Even government policies meant to ease food shocks have ended up costing farmers, analysts say.

During last year’s hard lockdowns, local governments distributed food packs of canned sardines and rice. But Managuelod said farmers weren’t consulted about their needs. Many produce farmers, burdened by movement restrictions or labour shortages, were unable to tend to their crops and were forced to abandon them in the fields.

“[Local governments were] not connected at all with farmers, or even traders,” said Rosario Guzman, head of the agriculture team at IBON Foundation, a Manila-based think tank.
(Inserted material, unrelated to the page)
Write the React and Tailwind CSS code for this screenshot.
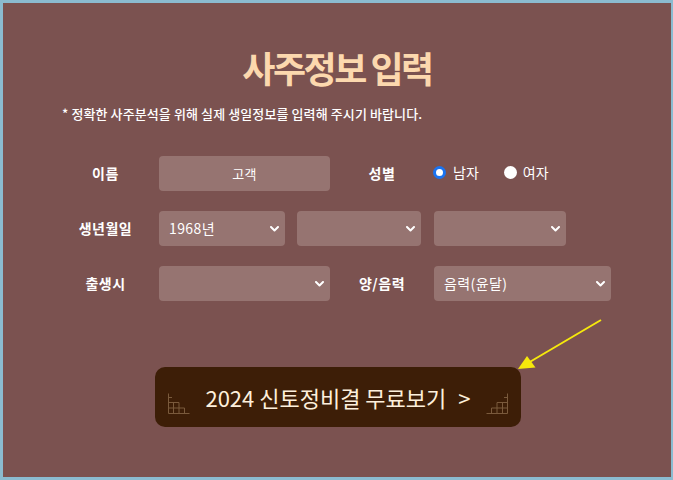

The government’s agriculture department initially responded to the pandemic with a $600 million programme aimed at increasing the country’s “food adequacy” – a quarter of it devoted to loans and subsidies meant to boost rice production through the pandemic. But rice farmers say they cannot afford to take on more debt, and they continue to feel the pains of the 2019 Rice Tariffication Law, a controversial measure that liberalised imports and led to sudden losses for domestic rice producers

“Now that we have experienced difficulty in ensuring food, it validates the need to support local food production that would ensure steady and sufficient supply of food in times of calamity,” said Maria Finesa Cosico, secretary general of the NGO Advocates of Science and Technology for the People, which campaigns on food security and other issues.

Most of those in the agriculture sector, which employs about a quarter of the country’s population, are struggling. Many farmers also do not have land to till – or they are mired in rights battles for it. 

Frequent movement restrictions have made it impossible to travel to neighbouring areas to find work without permission from village leaders. In Isabela province, farmers going to the city to sell crops can be required to present a negative COVID-19 swab test, which can cost the equivalent of $60 – about 10 times the average daily farm wage before the pandemic.

Local community groups continue to try to lend a hand. Nenita Apricio, chairperson of an association of rural women, AMIHAN Isabela, said she has helped farmers set up communal gardens, and distributed farm tools and seed packs. 

Other Filipinos have taken food production into their own hands: Urban gardening has begun to flourish in Manila, and community food-sharing projects started early in the pandemic kept some poor neighbourhoods from starving as they waited for government help.

These organic relief efforts have been essential. Apricio said she received only two packs of government relief goods since the start of the pandemic, each containing five kilograms of rice and two cans of sardines. Many farmers she knows have received none. 

Someone needs to step in and help, she told The New Humanitarian on a Zoom call, after spending the morning planting string beans.

“I observed that poverty worsened, [especially] after the typhoons,” Apricio said. “This will be a long road to recovery.”